The interactive display market has undergone major growth in recent years, particularly in the corporate sector. Not only do corporates generally have a lot of meeting rooms that can utilise new technology, but an increased focus on corporate collaboration means businesses are adopting collaborative AV products, such as interactive displays.

With BIG PAD, Sharp is a leader in this space, providing displays that enable better communication between people and from organisations. But the entry of big IT players in recent years shows how much potential there is for continued growth in this area. This investment adds external validation to this type of product, which presents a real opportunity for us and our channel.

The replacement of projectors with large format displays has also had a major impact on the size of the market. Displays are much simpler to install and maintain, and are also far easier to handle on site. So a few years ago, when the price point of displays reached that of projectors, there was no reason for corporates not to buy these products.

In an increasingly digital and individual working environment, it’s even more important to get people to collaborate, share and exchange information

With regard to touch display solutions, what are the most promising new technological possibilities in corporate environments?

The most promising new technologies are those that enhance the user experience and have implications for how we interact – not only with technology but with each other. Ultimately technology should make meetings better, it shouldn’t be distracting or obstructive.

So in terms of screen technology, P-Cap and optical bonding are improving the touch experience, while palm rejection technology makes it easier to write on displays. This Pen-On-Paper feel is something we prioritise in all of our displays, trying to make it as close as possible to a natural writing experience.

When it comes to user interaction, in an increasingly digital and individual working environment, it’s even more important to get people to collaborate, share and exchange information. So technology that enables an ‘Eyes Up’ meeting helps to capture everyone’s attention and contribution, compared to a meeting where everyone is eyes down on their own devices.

Connectivity is also important. When you’re connecting to any device, whether it’s using a phone, tablet or laptop, you want the screen to clone the touch and view from your own device without added hassle like cables. That’s why we launched the wireless Mini OPS module, to allow users to easily and quickly connect their devices to Sharp displays.

In a corporate setting, being able to connect displays to the network or the Cloud is key.
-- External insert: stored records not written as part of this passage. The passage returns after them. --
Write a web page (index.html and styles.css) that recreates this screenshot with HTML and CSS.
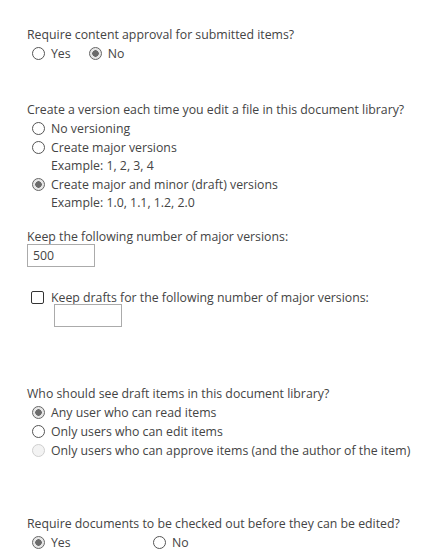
FILE: index.html
```html
<!DOCTYPE html>
<html lang="en">
<head>
    <meta charset="UTF-8">
    <meta name="viewport" content="width=device-width, initial-scale=1.0">
    <title>Versioning Settings</title>
    <link rel="stylesheet" href="styles.css">
</head>
<body>
    <div class="settings">
        <div class="block approval">
            <p class="question">Require content approval for submitted items?</p>
            <div class="inline-choices">
                <label class="choice"><input type="radio" name="approval"> Yes</label>
                <label class="choice"><input type="radio" name="approval" checked> No</label>
            </div>
        </div>

        <div class="block history">
            <p class="question">Create a version each time you edit a file in this document library?</p>
            <label class="choice"><input type="radio" name="versioning"> No versioning</label>
            <label class="choice"><input type="radio" name="versioning"> Create major versions</label>
            <div class="example">Example: 1, 2, 3, 4</div>
            <label class="choice"><input type="radio" name="versioning" checked> Create major and minor (draft) versions</label>
            <div class="example">Example: 1.0, 1.1, 1.2, 2.0</div>
        </div>

        <div class="block limits">
            <p class="question">Keep the following number of major versions:</p>
            <input type="text" class="num-box" value="500">
        </div>

        <div class="block drafts">
            <label class="choice check"><input type="checkbox"> Keep drafts for the following number of major versions:</label>
            <input type="text" class="num-box indent">
        </div>

        <div class="block security">
            <p class="question">Who should see draft items in this document library?</p>
            <label class="choice"><input type="radio" name="draft" checked> Any user who can read items</label>
            <label class="choice"><input type="radio" name="draft"> Only users who can edit items</label>
            <label class="choice"><input type="radio" name="draft" disabled> Only users who can approve items (and the author of the item)</label>
        </div>

        <div class="block checkout">
            <p class="question">Require documents to be checked out before they can be edited?</p>
            <div class="inline-choices wide">
                <label class="choice"><input type="radio" name="checkout" checked> Yes</label>
                <label class="choice"><input type="radio" name="checkout"> No</label>
            </div>
        </div>
    </div>
</body>
</html>
```

FILE: styles.css
```css
body {
    margin: 0;
    padding: 0;
    background: #fff;
    color: #444;
    font-family: "Segoe UI", "Open Sans", sans-serif;
    font-size: 12.3px;
}
.settings {
    padding: 25px 0 0 27px;
}
.block {
    display: flex;
    flex-direction: column;
    align-items: flex-start;
}
.question {
    margin: 0;
    line-height: 19px;
}
.choice {
    display: flex;
    align-items: center;
    line-height: 19px;
    padding-left: 5px;
    gap: 6px;
    white-space: nowrap;
}
.inline-choices {
    display: flex;
    gap: 13px;
}
.inline-choices.wide {
    gap: 19px;
}
.inline-choices.wide .choice:first-child {
    width: 97px;
}
.example {
    padding-left: 24px;
    line-height: 18px;
}
.approval {
    margin-bottom: 37px;
}
.history {
    margin-bottom: 15px;
}
.limits {
    margin-bottom: 21px;
}
.drafts {
    margin-bottom: 57px;
}
.security {
    margin-bottom: 54px;
}

/* radio + checkbox look */
input[type="radio"] {
    appearance: none;
    margin: 0;
    width: 13px;
    height: 13px;
    border: 1px solid #555;
    border-radius: 50%;
    background: #fff;
    box-sizing: border-box;
    flex: none;
}
input[type="radio"]:checked {
    border-color: #666;
    background: radial-gradient(circle, #6b6b6b 0 3px, #e6e6e6 3.5px);
}
input[type="radio"]:disabled {
    border-color: #cfcfcf;
    background: #f3f3f3;
}
input[type="checkbox"] {
    appearance: none;
    margin: 0 0 0 -1px;
    width: 13px;
    height: 13px;
    border: 1px solid #333;
    border-radius: 2px;
    background: #fff;
    box-sizing: border-box;
    flex: none;
}
.check {
    gap: 7px;
}
.num-box {
    width: 68px;
    height: 23px;
    box-sizing: border-box;
    margin-top: -2px;
    padding: 0 5px;
    border: 1px solid #ababab;
    font-family: inherit;
    font-size: 12.3px;
    color: #444;
}
.num-box.indent {
    margin-left: 27px;
    margin-top: -3px;
}
```
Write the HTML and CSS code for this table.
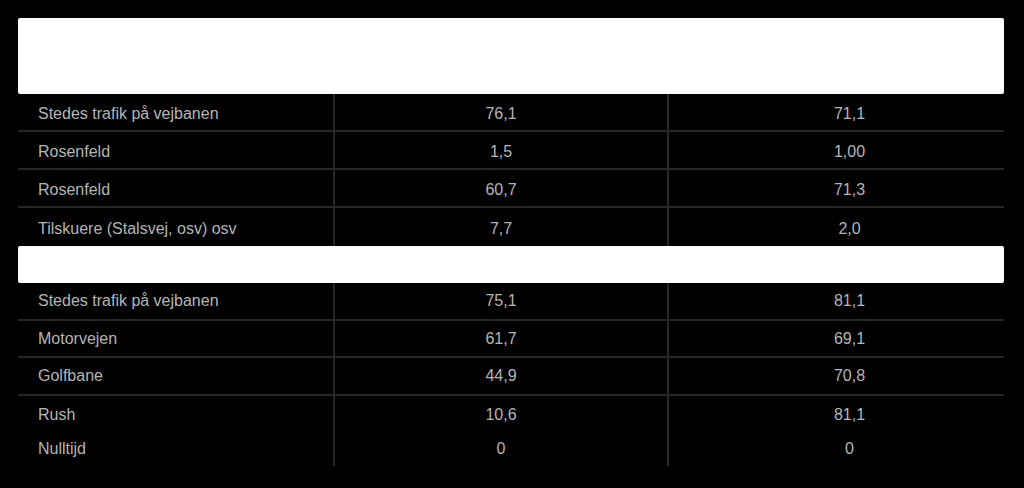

It means you can walk up to a display and work, you don’t need to connect your laptop or device.

With the level of competition in this market, how important is it for manufacturers to develop closer relationships with end-users so they fully understand what is required?

Understanding the needs of the end-user is vital to the success of any product. It’s not enough to have amazing technology, it needs to be designed around and useful for specific requirements.

User expectations are changing. People expect products to work for them; if a product takes too long to understand or is too complicated they won’t use it. These higher expectations are being driven by the increased competition we’re seeing in the AV market.

A major part of Sharp’s continued success comes from its drive to understand the end user. In a corporate setting, this means understanding how people interact with products and each other in meeting rooms to enable that eyes up meeting scenario.

As a user, you don’t want to pay for features you don’t need. Not all interactive flat panels are made equal, and there isn’t one display for all corporates. That’s why a range of solutions are important. Different meeting types and different meeting spaces need a different display. From the short informal catch up, to the highly technical design meeting, it’s important that end-users can make a choice based on their needs.

System integrators are a key partner in this process, as they are very often our window to the end-user. Many of our end-users are looking for an integrated solution rather than a specific product, so this is where integrators can really add value and help to fulfil user needs.